| EXERCISE |
Where the data below has the string "styles", return the whole line.

| DATA LINES |
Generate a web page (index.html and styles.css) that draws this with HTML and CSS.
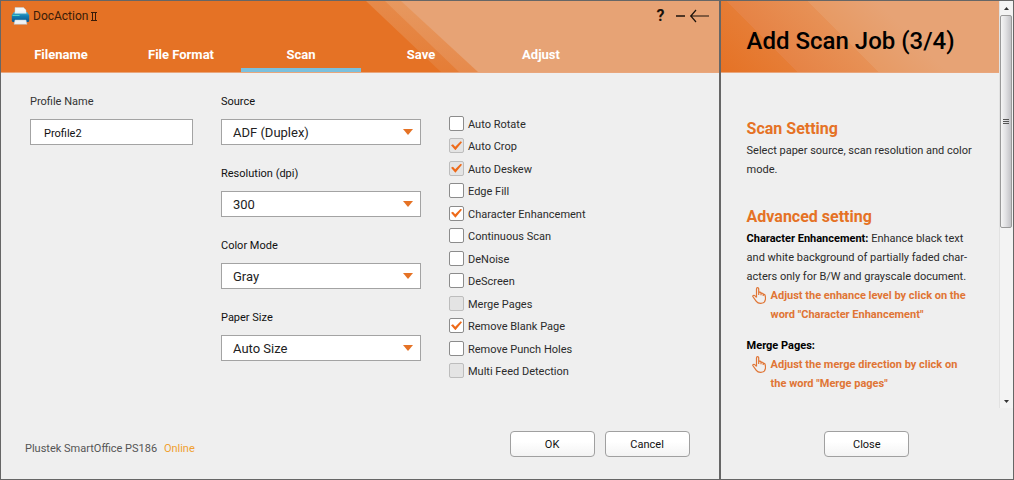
FILE: index.html
```html
<!DOCTYPE html>
<html lang="en">
<head>
<meta charset="utf-8">
<title>DocAction II</title>
<link rel="stylesheet" href="styles.css">
</head>
<body>
<main class="pane settings">
  <header class="banner">
    <svg class="stripes" viewBox="0 0 718 71" preserveAspectRatio="xMinYMin slice" aria-hidden="true">
      <defs>
        <linearGradient id="fade1" x1="0" y1="0" x2="0" y2="1"><stop offset="0" stop-color="#e68a4a"/><stop offset="1" stop-color="#e57d36"/></linearGradient>
        <linearGradient id="fade2" x1="0" y1="0" x2="0" y2="1"><stop offset="0" stop-color="#e7985f"/><stop offset="1" stop-color="#e68a4c"/></linearGradient>
      </defs>
      <path fill="url(#fade1)" d="M365 0H720V71H440Z"/>
      <path fill="url(#fade2)" d="M384 0H720V71H458Z"/>
      <path fill="#e7a375" d="M400 0H720V71H477Z"/>
    </svg>
    <div class="titlebar">
      <svg class="printer" viewBox="0 0 18 18" aria-hidden="true">
        <defs>
          <linearGradient id="body" x1="0" y1="0" x2="0" y2="1"><stop offset="0" stop-color="#4fb4cf"/><stop offset=".4" stop-color="#137fb4"/><stop offset="1" stop-color="#0a568c"/></linearGradient>
        </defs>
        <path d="M3.500 .5H12L14.500 3V8H3.500Z" fill="#f4f7f8" stroke="#c4cdd2" stroke-width=".5"/>
        <path d="M2.500 5H15.500L17.700 8V13.500Q17.700 15 16.200 15H1.800Q.3 15 .3 13.500V8Z" fill="url(#body)"/>
        <path d="M3.500 4.500H14.500L15 6.500H3Z" fill="#e9f1f4"/>
        <path d="M1 8.500H8" stroke="#4fd0c8"/>
        <path d="M3.500 13H14.500L15.500 17.300H2.500Z" fill="#eef2f5" stroke="#b5c5cf" stroke-width=".5"/>
      </svg>
      <span class="app-name">DocAction</span>
      <svg class="roman" viewBox="0 0 6 9" aria-hidden="true"><path d="M0 .5H6M0 8.500H6M1.500 0V9M4.500 0V9" fill="none" stroke="#3a1c08"/></svg>
      <div class="window-buttons">
        <button type="button" class="win help">?</button>
        <button type="button" class="win" aria-label="Minimize"><svg width="9" height="18" viewBox="0 0 9 18"><path d="M0 9H9" stroke="#1c120b" stroke-width="1.500"/></svg></button>
        <button type="button" class="win" aria-label="Back"><svg width="19" height="18" viewBox="0 0 19 18"><path d="M0 9H19M6 3L0.800 9L6 15" fill="none" stroke="#1c120b" stroke-width="1.200"/></svg></button>
      </div>
    </div>
    <nav class="tabs">
      <a href="#filename">Filename</a>
      <a href="#format">File Format</a>
      <a href="#scan" class="current" aria-current="page">Scan</a>
      <a href="#save">Save</a>
      <a href="#adjust">Adjust</a>
    </nav>
  </header>
  <form class="form" id="scan">
    <div class="field profile">
      <label for="profile">Profile Name</label>
      <input id="profile" type="text" value="Profile2">
    </div>
    <div class="selects">
      <div class="field"><label for="source">Source</label><div class="drop"><select id="source"><option>ADF (Duplex)</option></select></div></div>
      <div class="field"><label for="resolution">Resolution (dpi)</label><div class="drop"><select id="resolution"><option>300</option></select></div></div>
      <div class="field"><label for="mode">Color Mode</label><div class="drop"><select id="mode"><option>Gray</option></select></div></div>
      <div class="field"><label for="paper">Paper Size</label><div class="drop"><select id="paper"><option>Auto Size</option></select></div></div>
    </div>
    <div class="checks">
      <label><input type="checkbox">Auto Rotate</label>
      <label><input type="checkbox" checked disabled>Auto Crop</label>
      <label><input type="checkbox" checked disabled>Auto Deskew</label>
      <label><input type="checkbox">Edge Fill</label>
      <label><input type="checkbox" checked>Character Enhancement</label>
      <label><input type="checkbox">Continuous Scan</label>
      <label><input type="checkbox">DeNoise</label>
      <label><input type="checkbox">DeScreen</label>
      <label><input type="checkbox" disabled>Merge Pages</label>
      <label><input type="checkbox" checked>Remove Blank Page</label>
      <label><input type="checkbox">Remove Punch Holes</label>
      <label><input type="checkbox" disabled>Multi Feed Detection</label>
    </div>
  </form>
  <footer class="footer">
    <p class="device">Plustek SmartOffice PS186 <span class="online">Online</span></p>
    <div class="actions">
      <button type="button" class="btn">OK</button>
      <button type="button" class="btn">Cancel</button>
    </div>
  </footer>
</main>
<aside class="pane guide">
  <div class="viewport">
    <article class="article">
      <header class="guide-head"><h1>Add Scan Job (3/4)</h1></header>
      <div class="guide-body">
        <section>
          <h2>Scan Setting</h2>
          <p>Select paper source, scan resolution and color<br>mode.</p>
        </section>
        <section>
          <h2>Advanced setting</h2>
          <p><b>Character Enhancement:</b> Enhance black text<br>and white background of partially faded char-<br>acters only for B/W and grayscale document.</p>
          <div class="tip">
            <svg class="hand" viewBox="0 0 14 17" aria-hidden="true"><path d="M4.500 10.500V2Q4.500 .7 5.600 .7T6.700 2V8M6.700 7V6Q7 5 8 5.200T9 6.300V8.300M9 7Q9.300 5.800 10.300 6.200T11.200 7.200V9M11.200 8Q12 6.800 12.800 7.700Q13.800 10 13.400 12.500Q12.800 16.300 8.800 16.300Q5.800 16.400 4.300 14.300L.8 9.500Q.6 8.200 2 8.300Q3.500 8.800 4.500 10.500" fill="none" stroke="currentColor" stroke-width="1.200" stroke-linejoin="round"/></svg>
            <p>Adjust the enhance level by click on the<br>word "Character Enhancement"</p>
          </div>
          <h3>Merge Pages:</h3>
          <div class="tip">
            <svg class="hand" viewBox="0 0 14 17" aria-hidden="true"><path d="M4.500 10.500V2Q4.500 .7 5.600 .7T6.700 2V8M6.700 7V6Q7 5 8 5.200T9 6.300V8.300M9 7Q9.300 5.800 10.300 6.200T11.200 7.200V9M11.200 8Q12 6.800 12.800 7.700Q13.800 10 13.400 12.500Q12.800 16.300 8.800 16.300Q5.800 16.400 4.300 14.300L.8 9.500Q.6 8.200 2 8.300Q3.500 8.800 4.500 10.500" fill="none" stroke="currentColor" stroke-width="1.200" stroke-linejoin="round"/></svg>
            <p>Adjust the merge direction by click on<br>the word "Merge pages"</p>
          </div>
        </section>
      </div>
    </article>
    <div class="scrollbar" aria-hidden="true">
      <svg class="arrow" viewBox="0 0 13 14"><path d="M4 9L6.500 6L9 9Z" fill="#333"/></svg>
      <div class="thumb"><span></span><span></span><span></span></div>
      <svg class="arrow" viewBox="0 0 13 14"><path d="M4 6H9L6.500 9Z" fill="#333"/></svg>
    </div>
  </div>
  <footer class="guide-foot"><button type="button" class="btn">Close</button></footer>
</aside>
</body>
</html>
```

FILE: styles.css
```css
* { box-sizing: border-box; }
body {
  margin: 0;
  min-height: 100vh;
  display: flex;
  background: #efefef;
  color: #2b2b2b;
  font: 11px/16px Roboto, "Liberation Sans", sans-serif;
}
h1, h2, h3, p { margin: 0; }
.pane { display: flex; flex-direction: column; border: 1px solid #666; }
.settings { flex: 719 1 0; }
.guide { flex: 293 1 0; }

.banner { position: relative; height: 72px; background: #e57225; border-bottom: 1px solid #e9a67c; display: flex; flex-direction: column; }
.stripes { position: absolute; inset: 0; width: 100%; height: 100%; }
.titlebar { position: relative; display: flex; align-items: center; height: 30px; padding: 0 10px; color: #3a1c08; }
.printer { width: 19px; height: 18px; margin-right: 3px; }
.app-name { font-size: 12px; }
.roman { width: 6px; height: 9px; margin-left: 3px; }
.window-buttons { display: flex; align-items: center; margin-left: auto; gap: 5px; }
.win { display: flex; border: 0; padding: 0; background: none; color: #1c120b; font: 700 16px/18px Roboto, sans-serif; }
.help { margin-right: 6px; }
.tabs { position: relative; flex: 1; display: flex; }
.tabs a { flex: 0 1 120px; display: flex; align-items: center; justify-content: center; padding-top: 11px; border-bottom: 4px solid transparent; color: #fff; font-size: 13px; font-weight: 700; text-decoration: none; }
.tabs .current { border-bottom-color: #7bc0dd; }

.form { flex: 1; display: grid; grid-template-columns: 163px 200px auto; column-gap: 28px; justify-content: start; align-items: start; padding: 21px 28px 0 29px; }
.field { display: flex; flex-direction: column; gap: 9px; }
.field input, .drop select { width: 100%; height: 26px; border: 1px solid #a3a3a3; border-radius: 0; background: #fff; }
.field input { padding: 2px 13px 0; color: #111; font: 11px Roboto, sans-serif; }
.profile { color: #333; }
.selects { display: grid; gap: 21px; color: #111; }
.drop { display: grid; align-items: center; }
.drop select { grid-area: 1 / 1; appearance: none; padding: 0 30px 0 11px; color: #222; font: 13px Roboto, sans-serif; }
.drop::after { content: ""; grid-area: 1 / 1; justify-self: end; margin-right: 8px; border: 5px solid transparent; border-top: 6px solid #e57225; border-bottom: 0; pointer-events: none; }
.checks { display: grid; grid-auto-rows: 1fr; min-height: 270px; margin-top: 19px; }
.checks label { display: flex; align-items: center; gap: 4px; padding-top: 1px; }
.checks input { appearance: none; width: 15px; height: 15px; margin: 0 0 3px; border: 1px solid #8c8c8c; border-radius: 2px; background: #fff; display: grid; place-items: center; }
.checks input:disabled { background: #e4e4e4; border-color: #bdbdbd; }
.checks input:checked::after { content: ""; width: 11px; height: 9px; background: #ee6a19; clip-path: polygon(0 45%, 18% 32%, 38% 62%, 88% 0, 100% 12%, 40% 100%); }

.footer { display: flex; align-items: center; justify-content: space-between; padding: 0 29px 22px 24px; color: #555; }
.device { padding-top: 10px; }
.online { margin-left: 4px; color: #f0a030; }
.actions { display: flex; gap: 10px; }
.btn { width: 85px; height: 26px; border: 1px solid #a0a0a0; border-radius: 4px; background: linear-gradient(#fff 40%, #f3f3f3); color: #111; font: 11px Roboto, sans-serif; }

.viewport { display: flex; }
.article { flex: 1; color: #2b2b2b; }
.guide-head { display: flex; align-items: center; height: 72px; padding: 8px 0 0 26px; border-bottom: 1px solid #e9a67c; background: linear-gradient(45deg, #e57225, #e67d36 22%, #e68345 22%, #e79156 45%, #e79a64 45%, #e7a375 65%); }
h1 { color: #000; font-size: 24px; line-height: 28px; font-weight: 500; }
.guide-body { padding: 46px 0 0 26px; line-height: 19px; display: grid; gap: 28px; }
h2 { margin-bottom: 2px; color: #e57225; font-size: 16px; line-height: 20px; font-weight: 700; }
h3 { margin-top: 12px; font-size: 11px; font-weight: 700; line-height: 19px; color: #000; }
b { color: #000; font-weight: 700; }
.tip { display: flex; align-items: flex-start; gap: 5px; padding-left: 5px; color: #e07535; font-weight: 700; }
.hand { width: 14px; height: 19px; }
.scrollbar { display: flex; flex-direction: column; width: 14px; height: 407px; border-left: 1px solid #e2e2e2; background: #f3f3f3; }
.arrow { width: 13px; height: 14px; }
.thumb { flex: 0 0 213px; margin-right: 1px; display: flex; flex-direction: column; align-items: center; justify-content: center; gap: 1px; border: 1px solid #999; border-radius: 2px; background: linear-gradient(90deg, #f5f5f5, #e2e2e4 45%, #c2c2c6); }
.thumb span { width: 6px; height: 1px; background: #555; }
.thumb + .arrow { margin-top: auto; }
.guide-foot { display: flex; justify-content: center; margin-top: auto; padding-bottom: 22px; }
```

| REPLY TO THE EXERCISE |
Generate a web page (index.html and styles.css) that draws this with HTML and CSS.
<link rel="stylesheet" href="styles.css">
FILE: styles.css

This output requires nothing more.